A escala HLB varia de 0 a 20, com valores mais baixos a indicar maior lipofilicidade e valores mais altos a indicar maior hidrofilicidade.
- Surfactantes com baixos valores de HLB (3-6) são normalmente usados para criar emulsões A/O.
- Surfactantes com altos valores de HLB (8-18) são normalmente usados para criar emulsões O/A.
O valor de HLB necessário para um óleo específico pode ser determinado experimentalmente, testando diferentes surfactantes com valores de HLB conhecidos e observando qual produz a emulsão mais estável. Muitos recursos estão disponíveis online e em livros de referência para auxiliar na seleção de valores de HLB apropriados para diferentes óleos.
Técnicas e Tendências Avançadas em Emulsificação
O campo da emulsificação está em constante evolução, com o surgimento de novas técnicas e tendências.

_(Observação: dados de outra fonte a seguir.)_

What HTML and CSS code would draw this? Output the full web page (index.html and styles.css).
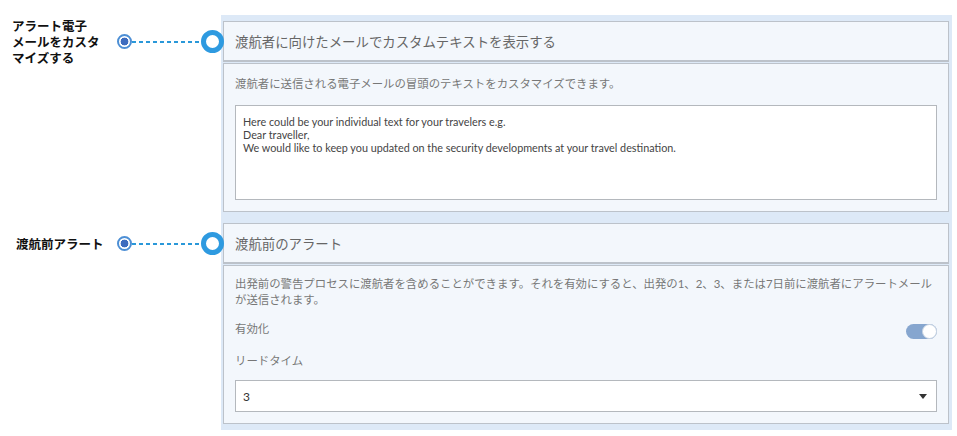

Algumas áreas de pesquisa e desenvolvimento ativo incluem:
- Nanoemulsões: São emulsões com tamanhos de gotículas extremamente pequenos (tipicamente menos de 100 nm). As nanoemulsões oferecem estabilidade melhorada, biodisponibilidade aprimorada de ingredientes ativos e propriedades ópticas únicas.
- Emulsões Múltiplas (A/O/A ou O/A/O): São emulsões complexas nas quais gotículas de um líquido são dispersas dentro de gotículas de outro líquido, que são então dispersas num terceiro líquido. As emulsões múltiplas podem ser usadas para encapsular e proteger ingredientes sensíveis, ou para criar sistemas de entrega de libertação controlada.
- Emulsificantes Biocompatíveis e Biodegradáveis: Há um interesse crescente no uso de emulsificantes derivados de fontes naturais e que são facilmente biodegradáveis. Isto é impulsionado por preocupações sobre o impacto ambiental dos emulsificantes sintéticos.
- Emulsões Responsivas a Estímulos: São emulsões que podem ser desestabilizadas ou estabilizadas em resposta a estímulos externos como temperatura, pH ou luz. Isto permite a criação de sistemas de entrega inteligentes que podem libertar o seu conteúdo sob demanda.
Conclusão
A emulsificação é um princípio científico fundamental com amplas aplicações em diversas indústrias. Compreender os fatores que influenciam a estabilidade da emulsão e as diferentes técnicas para criar emulsões é essencial para desenvolver produtos eficazes e inovadores. Desde a textura cremosa da maionese até às propriedades hidratantes das loções, as emulsões desempenham um papel vital nas nossas vidas diárias. À medida que a pesquisa continua a avançar, podemos esperar ver aplicações ainda mais sofisticadas e versáteis da emulsificação no futuro.
Pontos-chave:
- A emulsificação é o processo de dispersar um líquido noutro líquido imiscível.
- As emulsões são termodinamicamente instáveis e requerem emulsificantes (surfactantes) para a sua estabilização.
- Os emulsificantes têm propriedades tanto hidrofílicas como hidrofóbicas.
- Os dois principais tipos de emulsões são óleo em água (O/A) e água em óleo (A/O).
- A estabilidade da emulsão é afetada pelo tipo e concentração do emulsificante, tamanho da gotícula, viscosidade, temperatura, pH e força iónica.
- O valor HLB é uma ferramenta útil para selecionar o emulsificante apropriado.
- A emulsificação é utilizada nas indústrias alimentar, de cosméticos, farmacêutica, agrícola e petrolífera.